There was little to help traders get that clarity yesterday. The Labor Department said initial claims for unemployment benefits dropped by a modest 11,000 to 457,000 last week. That’s slightly better than the 459,000 forecast by economists polled by Thomson Reuters, but investors were disappointed because the drop was so small.

“They saw it was more of the same,” said Bryan Jordan, director of financial markets analysis at Nationwide Investments. “This is an unusually stagnant labor market.”

The Dow fell 30.72, or 0.3 percent, to 10,467.16. Although the Dow has fallen 70 points during the past two days, it is up 7.1 percent for July with one trading day to go.

A big chunk of the July gain came in just four days that ended Tuesday, as the average rose 420 points in response to strong earnings. On Wednesday, however, the Federal Reserve’s assessment of the economy region by region reaffirmed for investors the fact that the recovery has slowed.

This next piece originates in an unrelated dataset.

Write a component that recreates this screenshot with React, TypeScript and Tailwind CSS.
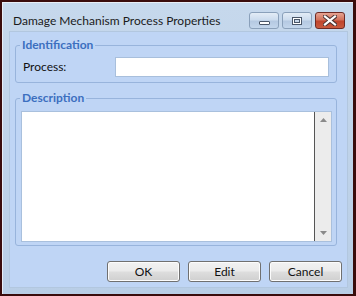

Stocks fell and they continued their slide amid yesterday’s uncertainty.

The Standard & Poor’s 500 index fell 4.60, or 0.4 percent, to 1,101.53. The Nasdaq composite index fell 12.87, or 0.6 percent,to 2,251.69.

Traders will look next to Friday’s GDP report for a sense of how the recovery is doing. Economists surveyed by Thomson Reuters are forecasting that the GDP, the broadest measure of the economy, slowed in the second quarter to an annual rate of 2.5 percent as the government cut back on stimulus programs. That would be down from the first quarter’s 2.7 percent.